# Rice



## Jada (Aug 5, 2012)

Can anyone tell me advantage of eating brown rice instead of white. Us Hispanics always eat Carolina white rice. I checked and they both have similar carbs . Brown is about 5grams less.


----------



## Bro Bundy (Aug 5, 2012)

whites a fast carb brown is a long carb.White is good post workout brown before workout bamm!


----------



## Jada (Aug 5, 2012)

Thanks brother B


----------



## SuperBane (Aug 5, 2012)

Low GI carbs vs higher GI carb.

Wouldn't it come down to carb sensitivity and overall goals in the end?

My nutritionist friend loves carbs and swears by all Low GI.

Maybe sponge will chime in?


----------



## Hurt (Aug 5, 2012)

Yeah brown is lower glycemic index...which for me doesn't make a bit of difference.  I prefer white rice...I don't notice any difference in energy levels and/or long-term storage fat between the two.


----------



## sfstud33 (Aug 5, 2012)

Brown rice helps with regularity - and tastes nice too.  It keeps you fuller slightly longer.


----------



## Lulu66 (Aug 5, 2012)

I love white rice, but since i cut it out of my diet completely, i've slimmed down a lot. I just go for a swwet potato or something similar for my carbs. White rice is also stripped out of most of its nutrients during the milling process to turn it white.


----------



## ken Sass (Aug 5, 2012)

Hurt said:


> Yeah brown is lower glycemic index...which for me doesn't make a bit of difference.  I prefer white rice...I don't notice any difference in energy levels and/or long-term storage fat between the two.

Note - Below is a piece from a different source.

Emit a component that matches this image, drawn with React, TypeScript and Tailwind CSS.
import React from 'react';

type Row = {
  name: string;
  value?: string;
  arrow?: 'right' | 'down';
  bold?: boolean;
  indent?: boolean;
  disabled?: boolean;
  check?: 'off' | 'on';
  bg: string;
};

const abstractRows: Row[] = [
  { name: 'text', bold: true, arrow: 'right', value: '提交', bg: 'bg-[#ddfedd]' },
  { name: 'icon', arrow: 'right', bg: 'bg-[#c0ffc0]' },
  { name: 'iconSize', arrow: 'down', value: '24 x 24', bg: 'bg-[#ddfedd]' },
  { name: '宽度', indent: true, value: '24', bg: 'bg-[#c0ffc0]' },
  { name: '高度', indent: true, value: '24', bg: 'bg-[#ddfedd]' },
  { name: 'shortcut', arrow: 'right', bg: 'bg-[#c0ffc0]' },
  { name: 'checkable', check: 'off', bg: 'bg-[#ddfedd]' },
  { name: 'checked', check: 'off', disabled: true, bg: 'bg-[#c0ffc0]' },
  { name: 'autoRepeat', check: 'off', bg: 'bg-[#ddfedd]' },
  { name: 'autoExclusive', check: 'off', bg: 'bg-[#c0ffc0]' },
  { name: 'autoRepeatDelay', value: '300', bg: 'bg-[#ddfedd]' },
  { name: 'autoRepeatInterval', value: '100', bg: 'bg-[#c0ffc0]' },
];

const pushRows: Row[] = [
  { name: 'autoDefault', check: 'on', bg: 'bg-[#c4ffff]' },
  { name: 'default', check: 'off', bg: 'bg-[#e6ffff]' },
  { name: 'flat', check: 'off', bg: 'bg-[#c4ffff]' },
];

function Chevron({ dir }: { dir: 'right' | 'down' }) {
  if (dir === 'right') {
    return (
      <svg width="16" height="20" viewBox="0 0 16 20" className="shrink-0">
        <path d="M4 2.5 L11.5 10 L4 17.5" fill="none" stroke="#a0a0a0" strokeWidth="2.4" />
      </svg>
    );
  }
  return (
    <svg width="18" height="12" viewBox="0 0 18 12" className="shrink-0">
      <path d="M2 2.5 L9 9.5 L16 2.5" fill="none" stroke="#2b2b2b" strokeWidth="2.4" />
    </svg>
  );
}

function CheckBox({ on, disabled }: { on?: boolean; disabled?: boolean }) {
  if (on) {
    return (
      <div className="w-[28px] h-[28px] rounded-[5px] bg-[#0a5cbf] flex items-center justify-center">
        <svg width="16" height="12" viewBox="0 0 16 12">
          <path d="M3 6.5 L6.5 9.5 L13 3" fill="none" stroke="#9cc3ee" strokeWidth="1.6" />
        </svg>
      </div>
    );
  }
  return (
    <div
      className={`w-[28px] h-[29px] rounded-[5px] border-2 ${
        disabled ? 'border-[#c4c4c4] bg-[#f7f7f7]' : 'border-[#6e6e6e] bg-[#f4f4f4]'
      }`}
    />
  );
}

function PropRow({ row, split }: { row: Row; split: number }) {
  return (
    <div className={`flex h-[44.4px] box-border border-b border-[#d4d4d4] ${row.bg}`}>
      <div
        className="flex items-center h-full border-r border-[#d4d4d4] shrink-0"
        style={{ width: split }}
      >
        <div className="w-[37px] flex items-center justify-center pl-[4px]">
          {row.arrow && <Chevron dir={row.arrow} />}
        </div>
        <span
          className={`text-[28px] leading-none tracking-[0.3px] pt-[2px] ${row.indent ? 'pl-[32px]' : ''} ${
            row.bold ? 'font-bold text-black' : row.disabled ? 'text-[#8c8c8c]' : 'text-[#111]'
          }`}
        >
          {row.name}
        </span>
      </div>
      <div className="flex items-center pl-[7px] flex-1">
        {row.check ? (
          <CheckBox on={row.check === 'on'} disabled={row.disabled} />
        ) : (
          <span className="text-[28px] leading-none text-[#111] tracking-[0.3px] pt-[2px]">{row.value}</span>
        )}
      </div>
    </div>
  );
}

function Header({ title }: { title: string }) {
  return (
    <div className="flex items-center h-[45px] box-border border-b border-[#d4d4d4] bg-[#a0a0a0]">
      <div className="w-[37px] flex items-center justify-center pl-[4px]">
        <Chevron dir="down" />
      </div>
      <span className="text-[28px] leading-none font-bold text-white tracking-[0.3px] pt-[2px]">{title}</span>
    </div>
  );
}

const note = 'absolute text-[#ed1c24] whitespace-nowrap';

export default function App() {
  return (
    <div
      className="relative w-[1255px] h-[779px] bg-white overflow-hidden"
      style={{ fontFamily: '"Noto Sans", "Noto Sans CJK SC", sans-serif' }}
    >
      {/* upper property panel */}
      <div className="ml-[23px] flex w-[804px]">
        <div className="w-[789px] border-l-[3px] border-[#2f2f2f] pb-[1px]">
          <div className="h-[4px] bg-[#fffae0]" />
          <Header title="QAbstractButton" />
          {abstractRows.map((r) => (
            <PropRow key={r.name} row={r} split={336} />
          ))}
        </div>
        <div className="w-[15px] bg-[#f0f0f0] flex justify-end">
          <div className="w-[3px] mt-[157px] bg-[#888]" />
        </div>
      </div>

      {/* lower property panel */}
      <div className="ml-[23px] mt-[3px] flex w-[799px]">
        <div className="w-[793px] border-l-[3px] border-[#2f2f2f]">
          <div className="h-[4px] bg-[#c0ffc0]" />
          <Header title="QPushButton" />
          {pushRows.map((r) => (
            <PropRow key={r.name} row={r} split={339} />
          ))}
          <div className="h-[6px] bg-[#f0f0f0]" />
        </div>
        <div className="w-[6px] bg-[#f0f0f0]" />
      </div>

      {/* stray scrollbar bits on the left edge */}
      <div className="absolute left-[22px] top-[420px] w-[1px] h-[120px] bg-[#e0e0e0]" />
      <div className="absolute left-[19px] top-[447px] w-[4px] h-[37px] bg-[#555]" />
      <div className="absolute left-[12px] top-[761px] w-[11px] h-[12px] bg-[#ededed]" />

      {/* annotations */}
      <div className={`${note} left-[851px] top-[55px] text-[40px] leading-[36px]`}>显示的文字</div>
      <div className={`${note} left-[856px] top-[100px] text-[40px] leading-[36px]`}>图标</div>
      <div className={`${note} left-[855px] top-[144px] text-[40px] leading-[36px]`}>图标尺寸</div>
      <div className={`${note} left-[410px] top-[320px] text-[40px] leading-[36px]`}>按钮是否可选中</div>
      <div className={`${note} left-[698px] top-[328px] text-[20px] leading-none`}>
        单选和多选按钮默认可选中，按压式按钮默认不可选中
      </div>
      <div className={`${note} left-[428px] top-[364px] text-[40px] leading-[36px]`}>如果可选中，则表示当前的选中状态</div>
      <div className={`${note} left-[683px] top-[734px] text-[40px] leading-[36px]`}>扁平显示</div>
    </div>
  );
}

i am with hurt, i like white rice


----------



## Pikiki (Aug 5, 2012)

Don`t know much abot nutrients fact on any of the two but wihte rice is my option to go, I eat white rice 2-3 times a day and no complaints on energy or regularity at all. Feeling great all day.


----------



## HH (Aug 5, 2012)

Lulu66 said:


> I love white rice, but since i cut it out of my diet completely, i've slimmed down a lot. I just go for a swwet potato or something similar for my carbs. White rice is also stripped out of most of its nutrients during the milling process to turn it white.

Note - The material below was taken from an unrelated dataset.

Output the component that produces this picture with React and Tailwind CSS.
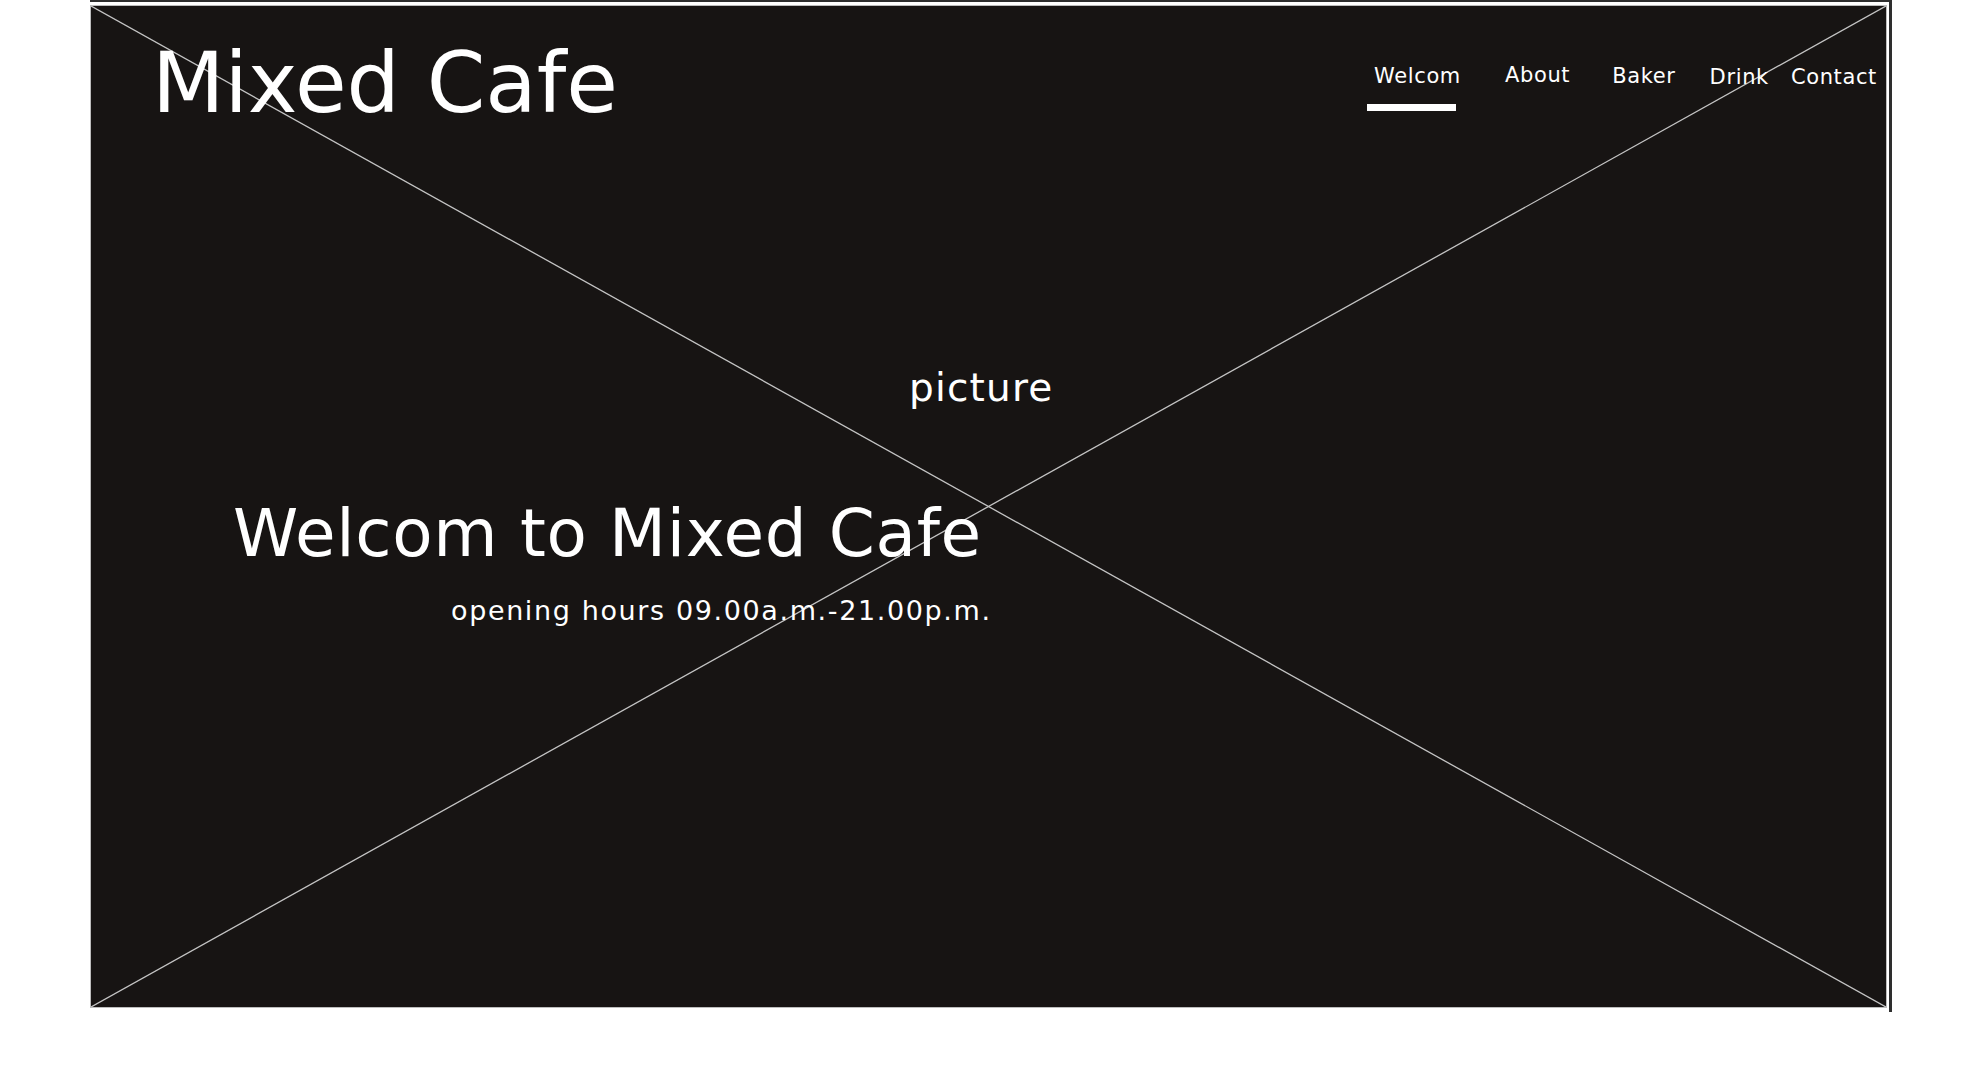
import React from 'react';

const navItems = [
  { label: 'Welcom', active: true, cls: '' },
  { label: 'About', cls: 'ml-[44px] -mt-[1px]' },
  { label: 'Baker', cls: 'ml-[42px]' },
  { label: 'Drink', cls: 'ml-[34px] mt-[1px]' },
  { label: 'Contact', cls: 'ml-[22px] mt-[1px]' },
];

const Cross = () => (
  <svg
    className="absolute inset-0 h-full w-full pointer-events-none"
    viewBox="0 0 100 100"
    preserveAspectRatio="none"
  >
    <line x1="0" y1="0" x2="100" y2="100" stroke="#c4c4c4" strokeWidth="1.3" vectorEffect="non-scaling-stroke" />
    <line x1="0" y1="100" x2="100" y2="0" stroke="#c4c4c4" strokeWidth="1.3" vectorEffect="non-scaling-stroke" />
  </svg>
);

const App = () => {
  return (
    <div className="min-h-[1069px] w-full bg-white font-['DejaVu_Sans',sans-serif]">
      <div className="ml-[90px] w-[1802px] h-[1012px] border-t-2 border-r-[3px] border-[#2e2e2e] pt-[3px] pr-[2px] pb-[4px]">
        <div className="relative h-full border border-[#bdbdbd] bg-[#171413] text-white">
          <Cross />

          <header className="relative flex items-start justify-between pt-[35px] pl-[61px] pr-[9px]">
            <h1 className="text-[84px] leading-none">Mixed Cafe</h1>
            <nav className="mt-[25px] flex items-start">
              {navItems.map(({ label, active, cls }) => (
                <a key={label} className={`flex flex-col items-start text-[21px] leading-none tracking-[0.03em] ${cls}`}>
                  <span>{label}</span>
                  {active && <span className="mt-[17px] -ml-[7px] h-[7px] w-[89px] bg-white" />}
                </a>
              ))}
            </nav>
          </header>

          <section className="relative flex flex-col items-start">
            <p className="ml-[818px] mt-[243px] text-[39px] leading-none tracking-[0.03em]">picture</p>
            <h2 className="ml-[142px] mt-[94px] text-[66px] leading-none tracking-[0.01em]">Welcom to Mixed Cafe</h2>
            <p className="ml-[360px] mt-[30px] text-[27px] leading-none tracking-[0.06em]">
              opening hours 09.00a.m.-21.00p.m.
            </p>
          </section>
        </div>
      </div>
    </div>
  );
};

export default App;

I love white rice as well, back a couple of moths ago, i cut it out of my diet for a while and noticed i slimmed down too, but could have been cause my entire diet was very clean.


If you relly want to get down right nutritious , go with wild rice! i personally dont like it, but ill eat from time to time mixed with very little white rice.


----------



## PillarofBalance (Aug 6, 2012)

I ate jasmine and basmati on a recent cut. I think the brown rice thing is kinda bullshit. If you wanna be 3% bf maybe it matters but some rice isn't making people fat. Eating a shitload will though.


----------



## Mr P (Aug 6, 2012)

Jadakiss said:


> Can anyone tell me advantage of eating brown rice instead of white. Us Hispanics always eat Carolina white rice. I checked and they both have similar carbs . Brown is about 5grams less.



Brown rice has a lower GI about 20 points so it's a slow release sugar.. now, and cup by cup the nutritional value is pretty similar..
Except for fiber & vitamins..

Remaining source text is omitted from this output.